3. Influencer brands will win big
The trend pioneered by the likes of Zhang Dayi and Becky Li is becoming the norm as increasing numbers of KOLs launch their own brands. Easy access to manufacturing hubs gives Chinese KOLs a low barrier to entry, and creating your own product is the logical extension of a personal brand founded on perceived authenticity and integrity. Fans have enthusiastically supported KOLs who they believe in. Beauty influencer Benny, also known as Dong Zichu, made a huge splash with his male beauty brand Croxx during last year’s Singles’ Day sales, so look out for KOL-owned success stories from Singles’ Day 2019 as ones to watch for next year.
4. Private traffic: From KOLs to KOCs
Key Opinion Customers (KOCs) are an emerging focus of marketers’ strategies. Think of your KOCs as evangelists for your brand. They already buy your product, and better still, they tell your friends and family that they should too. One thing you can be sure of is that the idea of “private traffic” will be everywhere in 2020. Private traffic refers to acquiring sales via channels and consumers that are otherwise closed to the brand, but for the assistance of KOCs. A WeChat group, for example, is a kind of private traffic. So increasingly, companies like beauty brand Perfect Diary are creating WeChat groups of KOCs to share brand news, then watching as these superfans disseminate news and promotions through their own private channels.
5. Experiential marketing is the next big thing
One of the KOL marketing trends in China marketers can’t miss is experiential marketing. As brands look more to KOCs to champion their products, the question of customer retention takes on huge importance. Brands spend so much money to acquire each of these individual customers—the next challenge is retaining them as loyal supporters for the long-term. One solution we’re going to see a lot more of is brands creating unique, often personalized encounters giving fans a distinct sense of what the brand stands for. These experiences might be impressive to newcomers to the brand, but more importantly, the intention is to leave existing fans with an indelible impression that will secure their continued loyalty. Hermes demonstrated how this is done with a pop-up record store the brand hosted in Beijing’s Sanlitun shopping district in late 2018. The experience combined online and offline elements. Registration was conducted through a WeChat mini-program that gave fans the chance to create mixes of different styles of music, providing an early taste of the musical theme. At the pop-up itself, customers could listen to records featuring music from the label’s fashion shows, while the album sleeves featured designs from the brand’s scarves. A photo booth rounded out the experience, giving fans the chance to take home a selfie printed on a vinyl record. Done right, creative experiential marketing initiatives will help brands to foster enduring KOC communities that will turbocharge their private traffic sales.

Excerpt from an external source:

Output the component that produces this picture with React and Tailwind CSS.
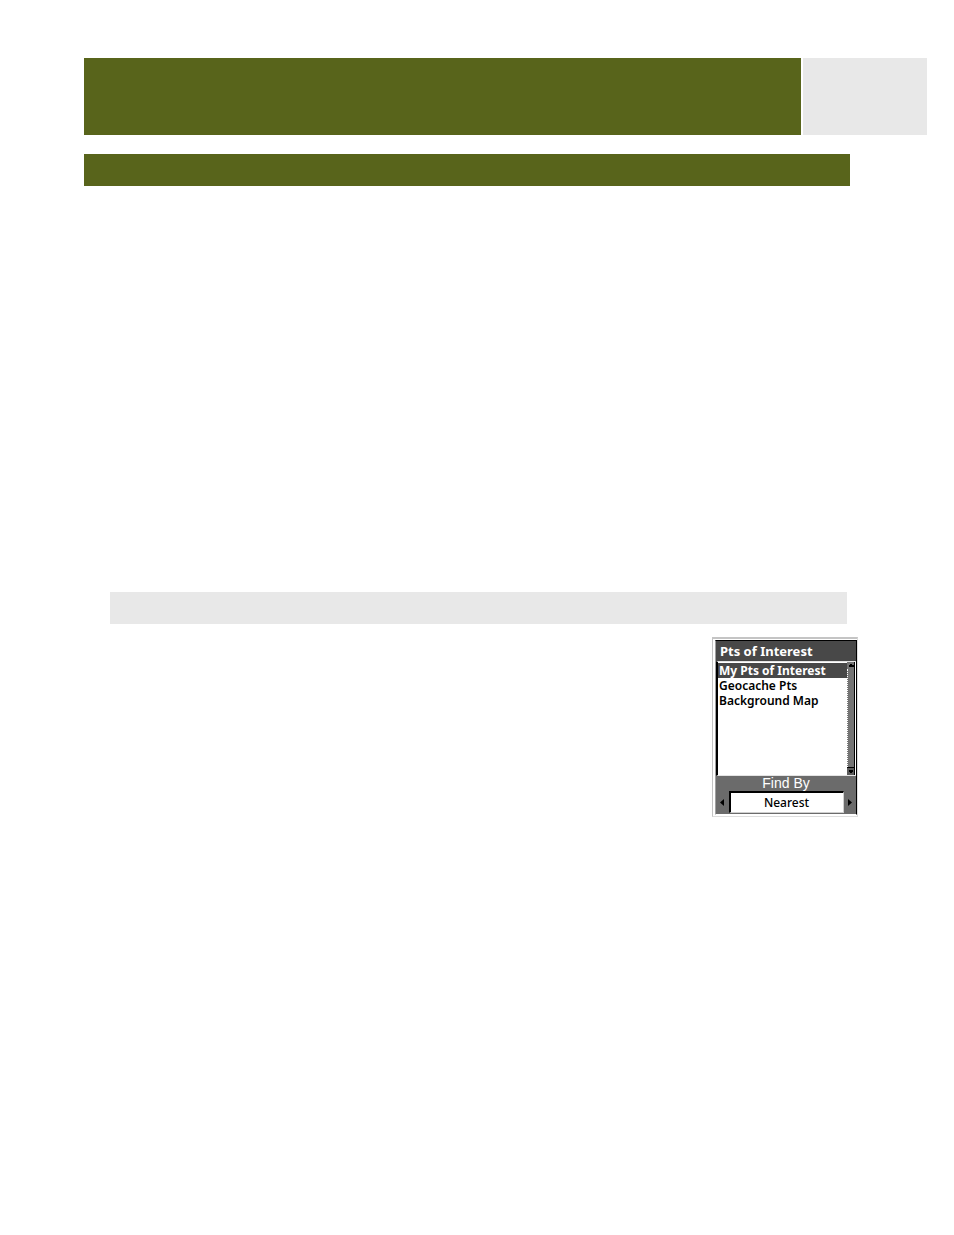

6. Video content will grow in importance
Social media in China right now is all about video, but what that means is constantly evolving. Platforms will continue to tweak formats and roll out new features. Creators, including KOLs, will experiment with different styles of content across platforms like Xiaohongshu, Bilibili, and Kuaishou, as well as “traditional” platforms like Weibo and WeChat. Users’ consumption habits will change accordingly. Douyin’s trial of in-video search has the potential to be revolutionary, bringing product placement to the fore and creating new opportunities for cross-category collaboration between brands and KOLs.KOL Marketing in China
7. Brands will be more choosy with their KOLs
We’re seeing brands take a more discerning approach to choose KOLs to partner with. By this stage, many brands have their horror stories of being burned by painful experiences with KOL divas, or by paying extortionate agency fees for campaigns that brought questionable value for the brand. Brands are getting savvy both to what tangible results they want from cooperations and how to screen potential KOL partners for success. This could take the form of vetting a KOL’s post history for evidence of unreliability or a propensity for engaging in flame wars. Some brands have created metrics and algorithms for evaluating KOLs, such as the beauty brand Hedone’s content engagement score.
8. Live-streaming will still be popular
Live-streaming is one of the KOL marketing trends. E-commerce live streaming has blown up in 2019 and proved highly rewarding for its leading exponents, so we’re anticipating more KOLs to be pivoting to e-commerce live streaming in 2020. The race is on to be the next Viya, the live streamer who just last month broke her own one-day sales record with a bumper RMB 353 million haul. Live streaming has also become a key feature of Alibaba’s showpiece Singles’ Day sales. This year’s edition of the November 11 event is expected to feature around 2,000 KOLs showcasing products via live streams with e-commerce integration. The event will kick off on November 10 with Alibaba’s “See Now, Buy Now Show”—a live-streamed runway show giving viewers the opportunity to immediately purchase anything they like the look of. Even Fan Bingbing, whose bid to resume her acting career has encountered roadblocks, has turned to live-streaming, recently auctioning RMB 10 million worth of her Fan Beauty line of face masks in only four minutes. Put simply, if young Chinese consumers prize authenticity and the sense of a real connection with the influencers they trust, live streaming is the ideal format for generating that bond.
9. KOLs will play a greater role in R&D and product marketing development programs
If you’re going to lean on KOL endorsements to help you sell your products in China—and let’s face it, you don’t really have a choice—then it helps if the KOLs like your products. So why not loop the KOLs into your product development process? If your brand has already enjoyed a rewarding relationship with a particular KOL, consider extending the partnership to tap into the influencer’s creative input. Some of the most successful examples of this to date have seen Becky Li team up with accessory brand Rebecca Minkoff and Mr. Bags work with Givenchy on a special edition handbag. In both cases, the combination of exclusivity, the KOL’s personal touch, expert and localized input on design elements, and their tight bond with their followers resulted in the products selling out almost immediately.
10. Brands are turning to third-party KOL experts for help
With plenty already on their plates, branding and marketing departments may not have the resources or experience to navigate the pitfall-laden world of KOL marketing. That’s why we’re seeing more and more brands turning to third-party experts like PARKLU for assistance at every step, from advising on choosing KOL partners and campaign strategies to measuring results. Third-party agencies who specialize in KOL marketing know the landscape and personalities who populate it.